* **Exercise prompt**:
Extract all lines from the data beneath that include the word "index".

* **Recorded data**:

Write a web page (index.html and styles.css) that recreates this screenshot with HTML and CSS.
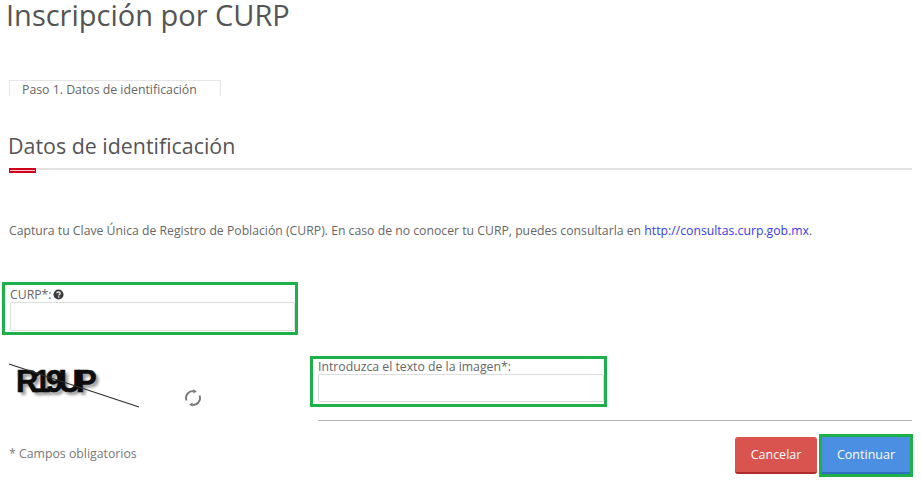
FILE: index.html
```html
<!DOCTYPE html>
<html lang="es">
<head>
    <meta charset="UTF-8">
    <title>Inscripción por CURP</title>
    <link rel="stylesheet" href="styles.css">
</head>
<body>
<h1 class="title">Inscripción por CURP</h1>
<div class="tab"><span>Paso 1. Datos de identificación</span></div>
<h2 class="section">Datos de identificación</h2>
<div class="section-rule"><em></em></div>
<p class="intro">Captura tu Clave Única de Registro de Población (CURP). En caso de no conocer tu CURP, puedes consultarla en <a href="#">http://consultas.curp.gob.mx</a>.</p>

<div class="mark mark-curp">
    <label class="field-label" for="curp">CURP*:<svg class="help" viewBox="0 0 12 12" width="11" height="11"><circle cx="6" cy="6" r="5.5" fill="#3d3d3d"/><path d="M4.2 4.7c0-1 .8-1.6 1.8-1.6s1.9.6 1.9 1.5c0 1.4-1.7 1.3-1.7 2.6" fill="none" stroke="#fff" stroke-width="1.3"/><rect x="5.5" y="8" width="1.4" height="1.4" fill="#fff"/></svg></label>
    <input class="field" id="curp" type="text">
</div>

<div class="captcha-row">
    <div class="captcha">
        <div class="captcha-img">
            <span class="captcha-text">R19UP</span>
            <svg class="captcha-line" viewBox="0 0 132 45" width="132" height="45"><line x1="1" y1="1" x2="131" y2="44" stroke="#2e2e2e" stroke-width="1.200"/></svg>
        </div>
        <svg class="reload" viewBox="0 0 18 18" width="18" height="18">
            <path d="M2.400 11.500A7 7 0 0 1 9.500 2.100" fill="none" stroke="#777" stroke-width="1.800"/>
            <path d="M15.600 6.500A7 7 0 0 1 8.500 15.900" fill="none" stroke="#777" stroke-width="1.800"/>
            <path d="M9.300 .3 12.800 2.600 9.300 4.600Z M8.700 17.700 5.200 15.400 8.700 13.400Z" fill="#777"/>
        </svg>
    </div>
    <div class="mark mark-text">
        <label class="field-label" for="texto">Introduzca el texto de la imagen*:</label>
        <input class="field" id="texto" type="text">
    </div>
</div>

<div class="form-rule"></div>

<div class="footer">
    <span class="required">* Campos obligatorios</span>
    <div class="buttons">
        <button class="btn btn-cancel" type="button">Cancelar</button>
        <div class="mark-btn"><button class="btn btn-next" type="button">Continuar</button></div>
    </div>
</div>
</body>
</html>
```

FILE: styles.css
```css
* {
    margin: 0;
    padding: 0;
    box-sizing: border-box;
    font-family: "Open Sans", "Liberation Sans", sans-serif;
    color: #5f5f5f;
}

html, body {
    height: 483px;
    overflow: hidden;
    background: #fff;
}

.title {
    margin-left: 6px;
    height: 42px;
    line-height: 29px;
    font-size: 29px;
    font-weight: 400;
    color: #555;
}

.tab {
    margin: 38px 0 0 9px;
    width: 212px;
    height: 16px;
    padding-left: 12px;
    border: 1px solid #e6e6e6;
    border-bottom: 0;
    overflow: hidden;
}

.tab span {
    display: block;
    font-size: 12.300px;
    line-height: 17px;
    color: #666;
}

.section {
    margin: 34px 0 0 8px;
    height: 31px;
    line-height: 31px;
    font-size: 21.400px;
    font-weight: 400;
    color: #555;
}

.section-rule {
    margin: 7px 9px 0 9px;
    height: 2px;
    background: #e2e2e2;
}

.section-rule em {
    display: block;
    width: 27px;
    height: 5px;
    border-top: 2px solid #d0021b;
    border-bottom: 2px solid #d0021b;
    border-left: 1px solid #d0021b;
    border-right: 1px solid #d0021b;
    background: #f4c9cf;
}

.intro {
    margin: 52px 0 0 9px;
    font-size: 12.240px;
    line-height: 18px;
    color: #666;
    white-space: nowrap;
}

.intro a {
    font-size: 12.240px;
    color: #3a3ae6;
    text-decoration: none;
}

.mark {
    border: 3px solid #1db04b;
    background: #fff;
}

.mark-curp {
    margin: 42px 0 0 2px;
    width: 296px;
    height: 53px;
    padding: 2px 0 0 5px;
}

.field-label {
    display: flex;
    align-items: center;
    gap: 1px;
    height: 15px;
    font-size: 12.250px;
    line-height: 15px;
    color: #666;
}

.help {
    margin-top: -1px;
}

.field {
    display: block;
    width: 285px;
    height: 29px;
    border: 1px solid #ddd;
    border-radius: 2px;
    background: #fff;
}

.captcha-row {
    display: flex;
    align-items: flex-start;
    margin: 21px 0 0 8px;
}

.captcha {
    display: flex;
    width: 302px;
    padding-top: 7px;
}

.captcha-img {
    position: relative;
    width: 132px;
    height: 45px;
}

.captcha-text {
    position: absolute;
    left: 8px;
    top: 1px;
    font-family: "Liberation Sans", sans-serif;
    font-size: 31px;
    line-height: 36px;
    font-weight: 700;
    letter-spacing: -4.800px;
    color: #0c0c0c;
    -webkit-text-stroke: .6px #0c0c0c;
    text-shadow: 3px 3px 3px #999;
}

.captcha-line {
    position: absolute;
    left: 0;
    top: 0;
}

.reload {
    margin: 26px 0 0 44px;
}

.mark-text {
    width: 297px;
    height: 51px;
    padding: 0 0 0 5px;
}

.mark-text .field {
    width: 286px;
    height: 28px;
}

.form-rule {
    margin: 12px 9px 0 318px;
    height: 1px;
    background: #b5b5b5;
}

.footer {
    display: flex;
    justify-content: space-between;
    align-items: center;
    margin: 13px 8px 0 9px;
}

.required {
    margin-bottom: 5px;
    font-size: 12.300px;
    color: #777;
}

.buttons {
    display: flex;
    align-items: center;
    gap: 2px;
}

.btn {
    height: 37px;
    border: 0;
    border-radius: 3px;
    font-size: 12.500px;
    color: #fff;
}

.btn-cancel {
    width: 82px;
    background: #d9534f;
    border-bottom: 2px solid #b02a2a;
}

.mark-btn {
    width: 94px;
    height: 43px;
    border: 3px solid #1db04b;
}

.btn-next {
    display: block;
    width: 88px;
    border-radius: 0;
    background: #4a8fe2;
    border-bottom: 2px solid #2f6fc0;
}
```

* **Exercise output**:
Write a web page (index.html and styles.css) that recreates this screenshot with HTML and CSS.
FILE: index.html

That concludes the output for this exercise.